Salguero claims he keeps getting dragged into writing about politics, as if he's forced to use his space in one of the nation's premier newspapers to scold black people every week.
I believe sports journalists, be they liberals or conservatives (there’s like 12 conservative journalists in America), should stick to sports when they’re working. You’re there to cover the game. That’s it. That’s all. Do your job.

(About once a year I get pulled into a political mess and I hate that but I recognize that is not ever my mission).

So, yes, stop with the social justice protests. You’re not going to convince me to march to your drumbeat by playing while I’m eating a hot dog and watching football.
The idea that he gets "pulled into" talking about "politics" about "once a year" is wholly inaccurate. Salguero elects to write about kneeling Dolphins players pretty much every time it happens. That hints at an issue that's honestly bigger than he is: Is anyone at the Herald taking Salguero to task for basic facts?

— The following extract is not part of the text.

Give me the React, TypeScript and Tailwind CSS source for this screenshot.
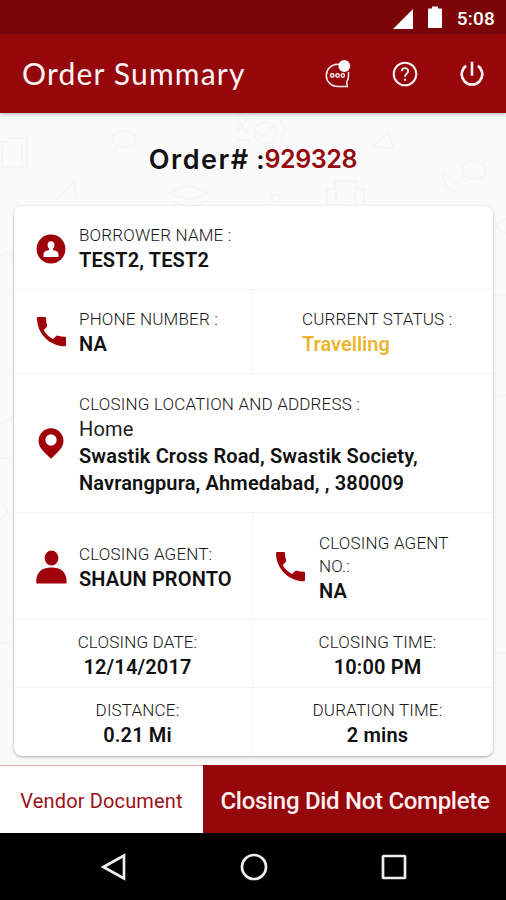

Newspaper editors take a more hands-off approach when it comes to opinion writing, but that's mostly a cop-out: Simple fact-checking invalidates swaths of Salguero's latest piece. He doesn't get "pulled into" writing about politics; he repeatedly chooses to do so.

And he also shares multiple ideas that have no basis in fact. He claims the Emmys are losing viewership because they've gotten too "political," yet the show has seen declining numbers dating to the Obama era and actually improved slightly over last year's numbers. He says this year's summer movie season was a bust because too many actors and actresses complained about Trump, but again, the truth is a far more complex, long trend linked to Hollywood's struggles to adapt to the digital age.

But Salguero doesn't bother to link to a single study or any data to back up his points. A city desk reporter at the Herald could never get away with this sloppiness. He's just making up nonsense.

But, hey, if it keeps the Nazis from unsubscribing, he must be doing something right.